WORK TO DO =>
Present every line in which the string "this" appears.

Interface markup and scripts
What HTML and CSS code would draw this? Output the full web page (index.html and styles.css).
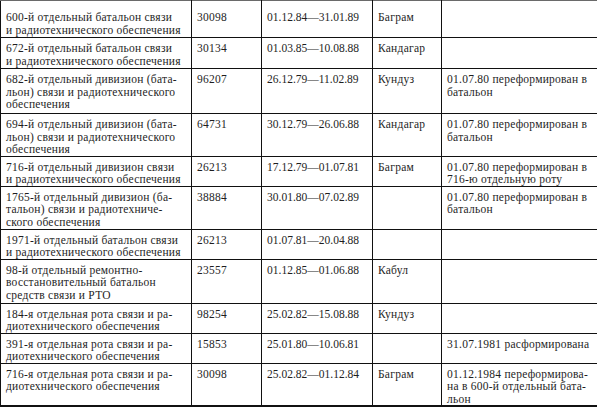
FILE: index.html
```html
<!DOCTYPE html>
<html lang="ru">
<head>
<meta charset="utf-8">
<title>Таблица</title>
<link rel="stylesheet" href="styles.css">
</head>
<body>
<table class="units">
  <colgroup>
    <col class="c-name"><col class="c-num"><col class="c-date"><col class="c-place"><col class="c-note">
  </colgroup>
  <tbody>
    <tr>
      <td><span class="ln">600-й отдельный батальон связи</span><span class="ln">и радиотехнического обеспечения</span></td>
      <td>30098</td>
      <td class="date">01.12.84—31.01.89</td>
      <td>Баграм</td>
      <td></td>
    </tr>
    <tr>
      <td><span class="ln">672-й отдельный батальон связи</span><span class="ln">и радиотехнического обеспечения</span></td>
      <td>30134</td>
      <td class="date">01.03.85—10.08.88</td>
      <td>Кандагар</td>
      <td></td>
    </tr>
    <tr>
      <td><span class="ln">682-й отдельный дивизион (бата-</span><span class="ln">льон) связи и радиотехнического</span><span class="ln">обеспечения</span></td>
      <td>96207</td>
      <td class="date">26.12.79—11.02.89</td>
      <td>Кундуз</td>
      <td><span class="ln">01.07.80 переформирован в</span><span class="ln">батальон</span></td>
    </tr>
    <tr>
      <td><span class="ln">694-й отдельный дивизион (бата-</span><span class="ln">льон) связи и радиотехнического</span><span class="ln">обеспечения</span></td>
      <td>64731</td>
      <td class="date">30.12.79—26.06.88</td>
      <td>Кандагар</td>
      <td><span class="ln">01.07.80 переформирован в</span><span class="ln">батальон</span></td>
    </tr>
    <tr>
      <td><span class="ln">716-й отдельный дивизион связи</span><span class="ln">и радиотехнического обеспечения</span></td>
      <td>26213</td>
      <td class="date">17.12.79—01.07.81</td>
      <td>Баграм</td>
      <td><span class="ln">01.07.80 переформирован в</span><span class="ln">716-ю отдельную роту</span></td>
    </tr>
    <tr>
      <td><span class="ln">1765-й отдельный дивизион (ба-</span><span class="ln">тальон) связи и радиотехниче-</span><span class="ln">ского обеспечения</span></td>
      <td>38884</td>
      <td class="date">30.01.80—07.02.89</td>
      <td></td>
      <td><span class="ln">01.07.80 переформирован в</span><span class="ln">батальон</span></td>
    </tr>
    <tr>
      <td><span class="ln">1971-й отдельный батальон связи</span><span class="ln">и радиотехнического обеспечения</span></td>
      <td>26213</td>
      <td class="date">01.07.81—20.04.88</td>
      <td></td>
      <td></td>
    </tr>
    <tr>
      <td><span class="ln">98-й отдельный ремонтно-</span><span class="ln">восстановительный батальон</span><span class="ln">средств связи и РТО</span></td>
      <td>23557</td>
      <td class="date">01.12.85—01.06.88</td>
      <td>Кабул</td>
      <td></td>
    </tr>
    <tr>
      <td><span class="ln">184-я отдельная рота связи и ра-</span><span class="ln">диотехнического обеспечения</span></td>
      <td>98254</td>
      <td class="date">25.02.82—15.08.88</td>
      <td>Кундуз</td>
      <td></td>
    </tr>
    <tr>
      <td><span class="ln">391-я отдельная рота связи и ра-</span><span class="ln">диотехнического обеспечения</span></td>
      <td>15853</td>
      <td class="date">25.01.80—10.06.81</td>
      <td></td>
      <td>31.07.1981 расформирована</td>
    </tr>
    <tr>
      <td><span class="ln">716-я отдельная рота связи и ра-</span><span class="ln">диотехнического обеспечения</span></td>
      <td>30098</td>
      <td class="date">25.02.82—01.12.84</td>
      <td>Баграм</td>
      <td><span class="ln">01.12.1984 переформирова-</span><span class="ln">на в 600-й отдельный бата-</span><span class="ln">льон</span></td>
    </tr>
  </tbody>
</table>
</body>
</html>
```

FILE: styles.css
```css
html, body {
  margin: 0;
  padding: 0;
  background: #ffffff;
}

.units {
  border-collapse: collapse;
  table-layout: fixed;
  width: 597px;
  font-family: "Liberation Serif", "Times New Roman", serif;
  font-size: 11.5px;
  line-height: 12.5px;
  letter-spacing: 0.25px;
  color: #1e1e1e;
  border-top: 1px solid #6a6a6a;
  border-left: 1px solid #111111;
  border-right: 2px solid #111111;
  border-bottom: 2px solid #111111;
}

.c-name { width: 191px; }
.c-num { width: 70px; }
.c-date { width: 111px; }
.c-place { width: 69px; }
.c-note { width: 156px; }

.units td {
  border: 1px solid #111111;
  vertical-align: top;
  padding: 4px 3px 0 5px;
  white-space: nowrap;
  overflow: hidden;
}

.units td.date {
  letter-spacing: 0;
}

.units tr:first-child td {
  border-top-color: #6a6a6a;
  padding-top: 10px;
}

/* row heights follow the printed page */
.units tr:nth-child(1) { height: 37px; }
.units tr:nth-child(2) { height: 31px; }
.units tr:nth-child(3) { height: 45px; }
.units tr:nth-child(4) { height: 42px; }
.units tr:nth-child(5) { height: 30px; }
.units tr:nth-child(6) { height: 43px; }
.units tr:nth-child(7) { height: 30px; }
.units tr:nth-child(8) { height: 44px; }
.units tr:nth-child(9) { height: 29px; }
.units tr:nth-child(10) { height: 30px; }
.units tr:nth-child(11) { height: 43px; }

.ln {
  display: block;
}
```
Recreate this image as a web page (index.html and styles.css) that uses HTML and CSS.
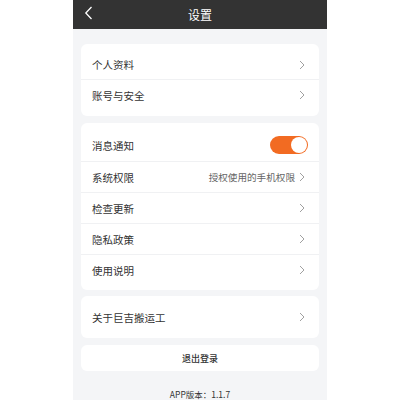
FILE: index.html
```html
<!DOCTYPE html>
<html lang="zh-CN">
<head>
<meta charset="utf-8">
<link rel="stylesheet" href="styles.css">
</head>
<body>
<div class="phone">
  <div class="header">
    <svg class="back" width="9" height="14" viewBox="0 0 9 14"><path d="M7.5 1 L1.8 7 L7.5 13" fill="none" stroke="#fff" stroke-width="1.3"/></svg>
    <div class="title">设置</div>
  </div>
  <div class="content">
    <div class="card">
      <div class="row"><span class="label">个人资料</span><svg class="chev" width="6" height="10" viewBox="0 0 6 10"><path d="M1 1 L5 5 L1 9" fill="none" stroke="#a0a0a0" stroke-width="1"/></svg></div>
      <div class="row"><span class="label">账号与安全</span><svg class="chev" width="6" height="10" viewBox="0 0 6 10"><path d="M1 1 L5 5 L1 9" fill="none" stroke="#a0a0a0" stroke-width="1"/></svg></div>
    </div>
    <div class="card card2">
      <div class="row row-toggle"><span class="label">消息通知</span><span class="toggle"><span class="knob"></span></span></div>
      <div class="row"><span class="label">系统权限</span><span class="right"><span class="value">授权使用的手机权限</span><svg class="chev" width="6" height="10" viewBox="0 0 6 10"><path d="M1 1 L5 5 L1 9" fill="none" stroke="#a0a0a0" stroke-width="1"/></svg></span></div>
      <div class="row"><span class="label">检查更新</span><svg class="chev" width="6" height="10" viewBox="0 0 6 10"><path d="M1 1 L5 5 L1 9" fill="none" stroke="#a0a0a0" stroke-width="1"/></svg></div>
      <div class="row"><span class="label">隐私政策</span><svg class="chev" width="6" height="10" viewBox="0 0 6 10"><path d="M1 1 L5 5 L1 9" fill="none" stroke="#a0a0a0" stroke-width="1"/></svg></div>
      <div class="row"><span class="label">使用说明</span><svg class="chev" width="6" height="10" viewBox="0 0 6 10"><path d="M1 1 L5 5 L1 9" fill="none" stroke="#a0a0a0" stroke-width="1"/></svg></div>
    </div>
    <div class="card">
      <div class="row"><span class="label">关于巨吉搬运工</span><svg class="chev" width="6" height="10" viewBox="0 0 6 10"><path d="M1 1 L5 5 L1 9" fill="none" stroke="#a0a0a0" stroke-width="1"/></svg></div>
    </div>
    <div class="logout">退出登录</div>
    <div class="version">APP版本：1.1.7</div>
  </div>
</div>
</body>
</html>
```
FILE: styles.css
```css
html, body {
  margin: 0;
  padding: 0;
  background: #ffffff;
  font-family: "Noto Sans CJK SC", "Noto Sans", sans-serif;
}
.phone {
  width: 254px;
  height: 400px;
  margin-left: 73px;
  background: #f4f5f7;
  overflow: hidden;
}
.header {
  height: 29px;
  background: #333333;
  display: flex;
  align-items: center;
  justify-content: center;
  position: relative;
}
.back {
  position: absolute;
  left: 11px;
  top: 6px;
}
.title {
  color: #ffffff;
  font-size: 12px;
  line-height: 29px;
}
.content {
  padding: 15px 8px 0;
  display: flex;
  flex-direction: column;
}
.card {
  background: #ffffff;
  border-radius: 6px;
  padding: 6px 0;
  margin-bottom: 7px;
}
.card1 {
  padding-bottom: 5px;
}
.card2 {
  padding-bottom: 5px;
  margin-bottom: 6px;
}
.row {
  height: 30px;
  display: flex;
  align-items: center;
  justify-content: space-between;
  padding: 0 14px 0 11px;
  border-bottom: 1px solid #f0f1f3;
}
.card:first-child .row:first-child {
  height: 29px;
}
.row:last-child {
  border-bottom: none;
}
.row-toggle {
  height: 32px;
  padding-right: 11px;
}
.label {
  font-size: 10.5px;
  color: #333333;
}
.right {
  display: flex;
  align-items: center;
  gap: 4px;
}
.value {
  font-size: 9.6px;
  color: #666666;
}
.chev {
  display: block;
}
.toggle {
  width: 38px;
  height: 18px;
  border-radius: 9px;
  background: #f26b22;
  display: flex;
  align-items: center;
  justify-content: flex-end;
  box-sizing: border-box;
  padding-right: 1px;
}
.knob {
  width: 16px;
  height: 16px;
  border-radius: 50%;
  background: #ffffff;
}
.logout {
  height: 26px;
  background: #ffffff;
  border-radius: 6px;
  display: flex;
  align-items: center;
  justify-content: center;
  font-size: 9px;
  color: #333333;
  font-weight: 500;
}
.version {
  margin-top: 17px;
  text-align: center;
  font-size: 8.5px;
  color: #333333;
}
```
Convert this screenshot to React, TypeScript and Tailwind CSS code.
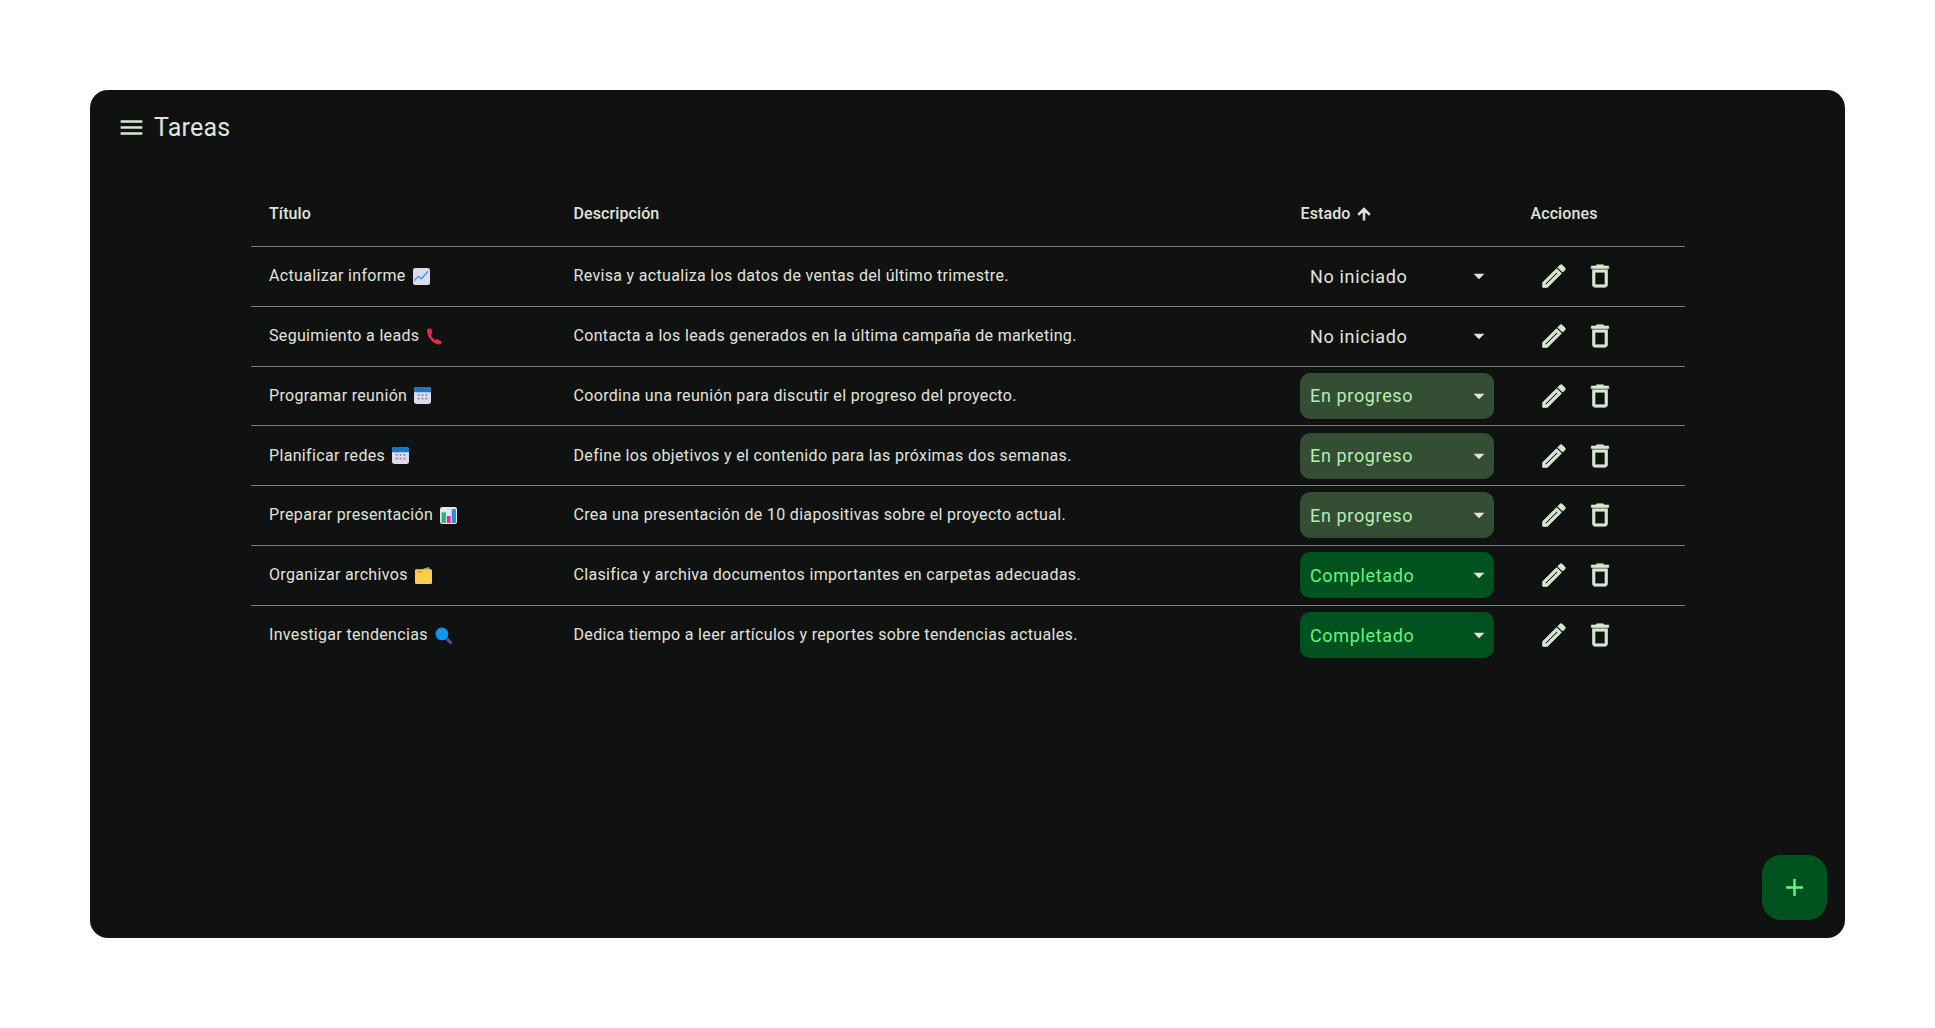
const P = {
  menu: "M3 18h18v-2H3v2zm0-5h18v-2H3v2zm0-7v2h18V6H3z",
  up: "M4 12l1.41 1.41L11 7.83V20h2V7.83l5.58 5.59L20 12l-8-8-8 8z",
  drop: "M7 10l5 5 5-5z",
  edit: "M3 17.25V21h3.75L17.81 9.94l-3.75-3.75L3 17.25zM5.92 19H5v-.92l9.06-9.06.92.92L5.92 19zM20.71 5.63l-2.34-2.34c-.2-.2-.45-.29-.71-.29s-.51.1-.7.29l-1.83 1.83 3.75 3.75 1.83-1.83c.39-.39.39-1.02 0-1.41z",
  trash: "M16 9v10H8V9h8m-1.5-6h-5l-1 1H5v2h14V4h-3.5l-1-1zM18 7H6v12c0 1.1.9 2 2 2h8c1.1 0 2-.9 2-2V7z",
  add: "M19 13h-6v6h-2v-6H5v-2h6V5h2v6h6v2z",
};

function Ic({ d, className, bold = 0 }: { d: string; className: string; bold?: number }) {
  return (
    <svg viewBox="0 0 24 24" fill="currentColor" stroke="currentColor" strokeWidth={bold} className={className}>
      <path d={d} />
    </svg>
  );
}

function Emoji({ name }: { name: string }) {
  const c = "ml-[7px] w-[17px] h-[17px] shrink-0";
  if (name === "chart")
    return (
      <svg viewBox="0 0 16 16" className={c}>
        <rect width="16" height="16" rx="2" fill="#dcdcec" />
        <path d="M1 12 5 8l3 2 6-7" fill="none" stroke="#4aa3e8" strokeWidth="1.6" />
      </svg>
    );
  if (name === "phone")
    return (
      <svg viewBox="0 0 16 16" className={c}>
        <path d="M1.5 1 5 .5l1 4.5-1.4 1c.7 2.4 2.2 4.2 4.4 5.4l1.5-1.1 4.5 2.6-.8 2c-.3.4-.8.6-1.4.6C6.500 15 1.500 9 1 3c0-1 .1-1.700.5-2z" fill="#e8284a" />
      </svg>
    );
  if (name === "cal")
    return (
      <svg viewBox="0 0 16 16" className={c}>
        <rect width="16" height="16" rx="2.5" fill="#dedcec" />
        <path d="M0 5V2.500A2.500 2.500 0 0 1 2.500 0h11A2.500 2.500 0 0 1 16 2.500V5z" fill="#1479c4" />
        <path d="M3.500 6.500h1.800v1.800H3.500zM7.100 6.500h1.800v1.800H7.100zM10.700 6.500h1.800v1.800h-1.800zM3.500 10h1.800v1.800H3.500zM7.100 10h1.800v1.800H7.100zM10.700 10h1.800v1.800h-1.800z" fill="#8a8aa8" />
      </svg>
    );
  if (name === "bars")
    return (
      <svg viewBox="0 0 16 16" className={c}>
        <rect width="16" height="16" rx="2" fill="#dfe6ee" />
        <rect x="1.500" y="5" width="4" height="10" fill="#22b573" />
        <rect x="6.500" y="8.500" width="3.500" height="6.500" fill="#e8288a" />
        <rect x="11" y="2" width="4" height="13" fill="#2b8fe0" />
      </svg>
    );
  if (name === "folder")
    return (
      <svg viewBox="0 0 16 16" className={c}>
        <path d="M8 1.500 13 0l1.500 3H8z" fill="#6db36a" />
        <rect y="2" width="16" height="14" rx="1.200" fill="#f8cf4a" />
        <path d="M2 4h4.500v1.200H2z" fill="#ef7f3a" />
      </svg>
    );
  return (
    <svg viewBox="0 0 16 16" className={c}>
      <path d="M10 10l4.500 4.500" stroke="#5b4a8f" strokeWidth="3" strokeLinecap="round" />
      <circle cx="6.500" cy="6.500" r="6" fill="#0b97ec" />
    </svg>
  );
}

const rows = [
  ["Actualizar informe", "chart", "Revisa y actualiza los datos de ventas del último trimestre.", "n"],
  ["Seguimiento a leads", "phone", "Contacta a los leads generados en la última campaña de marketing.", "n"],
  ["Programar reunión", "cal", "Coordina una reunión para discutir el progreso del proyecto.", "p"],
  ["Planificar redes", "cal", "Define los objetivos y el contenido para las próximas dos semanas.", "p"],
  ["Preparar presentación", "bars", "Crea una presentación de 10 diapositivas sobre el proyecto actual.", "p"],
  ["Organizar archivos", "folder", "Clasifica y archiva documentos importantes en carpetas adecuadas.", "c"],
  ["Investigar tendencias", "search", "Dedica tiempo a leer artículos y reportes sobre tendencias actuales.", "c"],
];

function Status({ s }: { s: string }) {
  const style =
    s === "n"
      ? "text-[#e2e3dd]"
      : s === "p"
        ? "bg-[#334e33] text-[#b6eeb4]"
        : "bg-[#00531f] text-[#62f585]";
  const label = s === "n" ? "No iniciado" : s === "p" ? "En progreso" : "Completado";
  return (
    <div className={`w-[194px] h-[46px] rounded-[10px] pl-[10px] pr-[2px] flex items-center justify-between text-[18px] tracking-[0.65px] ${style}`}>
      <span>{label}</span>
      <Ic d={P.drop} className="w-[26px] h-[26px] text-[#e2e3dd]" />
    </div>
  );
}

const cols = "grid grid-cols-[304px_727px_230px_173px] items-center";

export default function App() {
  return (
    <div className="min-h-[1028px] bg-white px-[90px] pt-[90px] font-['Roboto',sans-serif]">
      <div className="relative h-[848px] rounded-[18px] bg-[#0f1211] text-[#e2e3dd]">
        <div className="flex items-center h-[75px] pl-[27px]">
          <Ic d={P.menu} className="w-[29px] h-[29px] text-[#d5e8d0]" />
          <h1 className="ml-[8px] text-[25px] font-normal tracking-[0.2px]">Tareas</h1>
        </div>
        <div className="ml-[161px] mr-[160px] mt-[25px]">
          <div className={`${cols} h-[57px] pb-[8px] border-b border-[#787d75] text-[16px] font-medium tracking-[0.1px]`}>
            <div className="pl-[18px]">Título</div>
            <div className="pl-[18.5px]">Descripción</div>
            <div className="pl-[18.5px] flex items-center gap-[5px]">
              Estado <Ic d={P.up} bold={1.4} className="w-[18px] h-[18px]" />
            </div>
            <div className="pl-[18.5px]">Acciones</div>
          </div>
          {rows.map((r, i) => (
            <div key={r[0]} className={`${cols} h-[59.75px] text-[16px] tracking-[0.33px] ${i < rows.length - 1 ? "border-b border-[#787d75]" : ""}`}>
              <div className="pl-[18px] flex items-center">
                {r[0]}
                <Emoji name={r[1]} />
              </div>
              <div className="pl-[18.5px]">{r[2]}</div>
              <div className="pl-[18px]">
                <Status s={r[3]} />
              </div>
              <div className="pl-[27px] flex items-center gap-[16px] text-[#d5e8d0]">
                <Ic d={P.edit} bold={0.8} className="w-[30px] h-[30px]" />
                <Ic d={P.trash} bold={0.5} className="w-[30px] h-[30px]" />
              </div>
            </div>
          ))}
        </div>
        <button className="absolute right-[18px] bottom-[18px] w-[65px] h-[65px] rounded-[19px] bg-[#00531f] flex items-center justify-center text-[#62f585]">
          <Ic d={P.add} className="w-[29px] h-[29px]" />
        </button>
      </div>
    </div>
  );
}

RESULT =>
What HTML and CSS code would draw this? Output the full web page (index.html and styles.css).
Recreate this image as a web page (index.html and styles.css) that uses HTML and CSS.
Convert this screenshot to React, TypeScript and Tailwind CSS code.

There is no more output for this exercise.